<<<<
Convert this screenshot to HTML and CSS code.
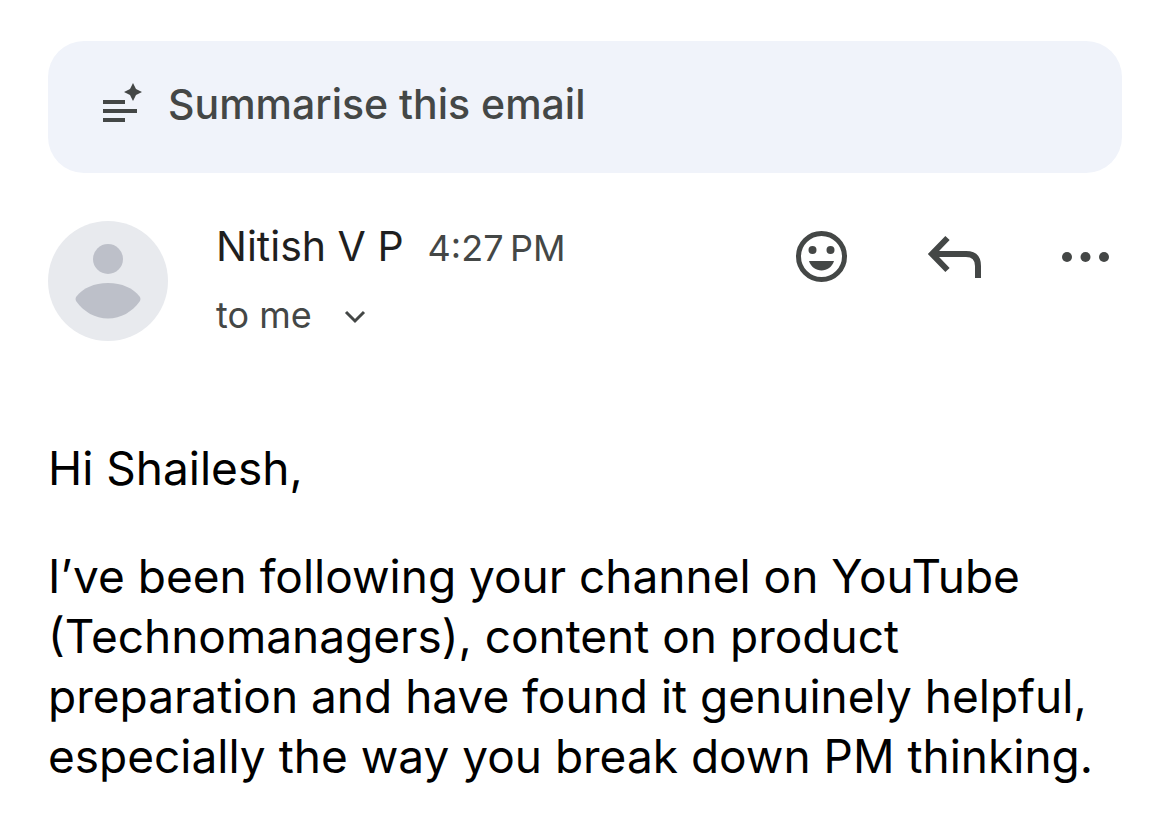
FILE: index.html
```
<!DOCTYPE html>
<html lang="en">
<head>
  <meta charset="UTF-8" />
  <meta name="viewport" content="width=device-width, initial-scale=1.0"/>
  <title>Email from Nitish V P</title>
  <link rel="stylesheet" href="styles.css">
</head>
<body>
  <main class="email">
    <button class="summarise" type="button">
      <svg class="summarise-icon" viewBox="0 0 42 42" aria-hidden="true">
        <path d="M3 19h22M3 28h34M3 37h22" fill="none" stroke="currentColor" stroke-width="4"/>
        <path d="M33 0L36 6L42 9L36 12L33 18L30 12L24 9L30 6Z" fill="currentColor"/>
      </svg>
      Summarise this email
    </button>
    <header class="sender">
      <svg class="avatar" viewBox="0 0 120 120" role="img" aria-label="Nitish V P">
        <circle cx="60" cy="60" r="60" fill="#e8eaee"/>
        <circle cx="60" cy="38" r="15" fill="#bdc0c9"/>
        <path d="M28 76C35 67 46 62 60 62S85 67 92 76Q93 78 92 80C84 91 73 97.500 60 97.500S36 91 28 80Q27 78 28 76Z" fill="#bdc0c9"/>
      </svg>
      <div class="details">
        <div class="name-line">
          <span class="name">Nitish V P</span>
          <time class="time">4:27&#8239;PM</time>
        </div>
        <button class="recipient" type="button">
          to me
          <svg class="chevron" viewBox="0 0 22 18" aria-hidden="true">
            <path d="M2 6l9 9 9-9" fill="none" stroke="currentColor" stroke-width="3"/>
          </svg>
        </button>
      </div>
      <div class="actions">
        <button type="button" aria-label="React">
          <svg viewBox="0 0 56 56">
            <circle cx="27.500" cy="27.500" r="23" fill="none" stroke="currentColor" stroke-width="5"/>
            <circle cx="18.500" cy="21" r="4" fill="currentColor"/>
            <circle cx="36.500" cy="21" r="4" fill="currentColor"/>
            <path d="M15 32h25C38 38 33 41.500 27.500 41.500S17 38 15 32Z" fill="currentColor"/>
          </svg>
        </button>
        <button type="button" aria-label="Reply">
          <svg viewBox="0 0 56 56">
            <path d="M21.500 9L6 25l15.500 16M6 25h34q12 0 12 12v12" fill="none" stroke="currentColor" stroke-width="6"/>
          </svg>
        </button>
        <button type="button" aria-label="More options">
          <svg viewBox="0 0 56 56">
            <circle cx="9" cy="28" r="5" fill="currentColor"/>
            <circle cx="27.500" cy="28" r="5" fill="currentColor"/>
            <circle cx="46" cy="28" r="5" fill="currentColor"/>
          </svg>
        </button>
      </div>
    </header>
    <article class="message">
      <p>Hi Shailesh,</p>
      <p>I’ve been following your channel on YouTube (Technomanagers), content on product preparation and have found it genuinely helpful, especially the way you break down PM thinking.</p>
    </article>
  </main>
</body>
</html>
```
FILE: styles.css
```
* {
  box-sizing: border-box;
}
body {
  margin: 0;
  background: #fff;
  color: #000;
  font-family: Inter, sans-serif;
}
button {
  padding: 0;
  border: none;
  background: none;
  color: inherit;
  font: inherit;
  cursor: pointer;
}
svg {
  display: block;
}
.email {
  padding: 41px 48px 0;
}
.summarise {
  display: flex;
  align-items: center;
  gap: 26px;
  width: 100%;
  height: 132px;
  padding: 0 52px 6px;
  border-radius: 36px;
  background: #f0f3fa;
  color: #444746;
  font-size: 41px;
  font-weight: 500;
}
.summarise-icon {
  width: 42px;
  height: 42px;
}
.sender {
  display: flex;
  align-items: flex-start;
  margin-top: 48px;
}
.avatar {
  width: 120px;
  height: 120px;
}
.details {
  margin-left: 48px;
}
.name-line {
  display: flex;
  align-items: baseline;
  gap: 24px;
  line-height: 50px;
}
.name {
  color: #1f1f1f;
  font-size: 41px;
}
.time {
  color: #444746;
  font-size: 36px;
}
.recipient {
  display: flex;
  align-items: center;
  gap: 32px;
  margin-top: 20px;
  color: #444746;
  font-size: 36px;
  line-height: 44px;
}
.chevron {
  width: 22px;
  height: 18px;
}
.actions {
  display: flex;
  gap: 76px;
  margin: 8px 8px 0 auto;
  color: #444746;
}
.actions svg {
  width: 56px;
  height: 56px;
}
.message {
  margin-top: 97px;
  font-size: 46px;
  line-height: 60px;
}
.message p {
  margin: 0 0 48px;
}
.message p:last-child {
  margin-bottom: 0;
}
```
>>>>
__Aim__: Pictures are excluded; copy all other data exactly as shown.

__Result of the task__:
Convert this screenshot to HTML and CSS code.
FILE: index.html
```
<!DOCTYPE html>
<html lang="en">
<head>
  <meta charset="UTF-8" />
  <meta name="viewport" content="width=device-width, initial-scale=1.0"/>
  <title>Email from Nitish V P</title>
  <link rel="stylesheet" href="styles.css">
</head>
<body>
  <main class="email">
    <button class="summarise" type="button">
      <svg class="summarise-icon" viewBox="0 0 42 42" aria-hidden="true">
        <path d="M3 19h22M3 28h34M3 37h22" fill="none" stroke="currentColor" stroke-width="4"/>
        <path d="M33 0L36 6L42 9L36 12L33 18L30 12L24 9L30 6Z" fill="currentColor"/>
      </svg>
      Summarise this email
    </button>
    <header class="sender">
      <svg class="avatar" viewBox="0 0 120 120" role="img" aria-label="Nitish V P">
        <circle cx="60" cy="60" r="60" fill="#e8eaee"/>
        <circle cx="60" cy="38" r="15" fill="#bdc0c9"/>
        <path d="M28 76C35 67 46 62 60 62S85 67 92 76Q93 78 92 80C84 91 73 97.500 60 97.500S36 91 28 80Q27 78 28 76Z" fill="#bdc0c9"/>
      </svg>
      <div class="details">
        <div class="name-line">
          <span class="name">Nitish V P</span>
          <time class="time">4:27&#8239;PM</time>
        </div>
        <button class="recipient" type="button">
          to me
          <svg class="chevron" viewBox="0 0 22 18" aria-hidden="true">
            <path d="M2 6l9 9 9-9" fill="none" stroke="currentColor" stroke-width="3"/>
          </svg>
        </button>
      </div>
      <div class="actions">
        <button type="button" aria-label="React">
          <svg viewBox="0 0 56 56">
            <circle cx="27.500" cy="27.500" r="23" fill="none" stroke="currentColor" stroke-width="5"/>
            <circle cx="18.500" cy="21" r="4" fill="currentColor"/>
            <circle cx="36.500" cy="21" r="4" fill="currentColor"/>
            <path d="M15 32h25C38 38 33 41.500 27.500 41.500S17 38 15 32Z" fill="currentColor"/>
          </svg>
        </button>
        <button type="button" aria-label="Reply">
          <svg viewBox="0 0 56 56">
            <path d="M21.500 9L6 25l15.500 16M6 25h34q12 0 12 12v12" fill="none" stroke="currentColor" stroke-width="6"/>
          </svg>
        </button>
        <button type="button" aria-label="More options">
          <svg viewBox="0 0 56 56">
            <circle cx="9" cy="28" r="5" fill="currentColor"/>
            <circle cx="27.500" cy="28" r="5" fill="currentColor"/>
            <circle cx="46" cy="28" r="5" fill="currentColor"/>
          </svg>
        </button>
      </div>
    </header>
    <article class="message">
      <p>Hi Shailesh,</p>
      <p>I’ve been following your channel on YouTube (Technomanagers), content on product preparation and have found it genuinely helpful, especially the way you break down PM thinking.</p>
    </article>
  </main>
</body>
</html>
```
FILE: styles.css
```
* {
  box-sizing: border-box;
}
body {
  margin: 0;
  background: #fff;
  color: #000;
  font-family: Inter, sans-serif;
}
button {
  padding: 0;
  border: none;
  background: none;
  color: inherit;
  font: inherit;
  cursor: pointer;
}
svg {
  display: block;
}
.email {
  padding: 41px 48px 0;
}
.summarise {
  display: flex;
  align-items: center;
  gap: 26px;
  width: 100%;
  height: 132px;
  padding: 0 52px 6px;
  border-radius: 36px;
  background: #f0f3fa;
  color: #444746;
  font-size: 41px;
  font-weight: 500;
}
.summarise-icon {
  width: 42px;
  height: 42px;
}
.sender {
  display: flex;
  align-items: flex-start;
  margin-top: 48px;
}
.avatar {
  width: 120px;
  height: 120px;
}
.details {
  margin-left: 48px;
}
.name-line {
  display: flex;
  align-items: baseline;
  gap: 24px;
  line-height: 50px;
}
.name {
  color: #1f1f1f;
  font-size: 41px;
}
.time {
  color: #444746;
  font-size: 36px;
}
.recipient {
  display: flex;
  align-items: center;
  gap: 32px;
  margin-top: 20px;
  color: #444746;
  font-size: 36px;
  line-height: 44px;
}
.chevron {
  width: 22px;
  height: 18px;
}
.actions {
  display: flex;
  gap: 76px;
  margin: 8px 8px 0 auto;
  color: #444746;
}
.actions svg {
  width: 56px;
  height: 56px;
}
.message {
  margin-top: 97px;
  font-size: 46px;
  line-height: 60px;
}
.message p {
  margin: 0 0 48px;
}
.message p:last-child {
  margin-bottom: 0;
}
```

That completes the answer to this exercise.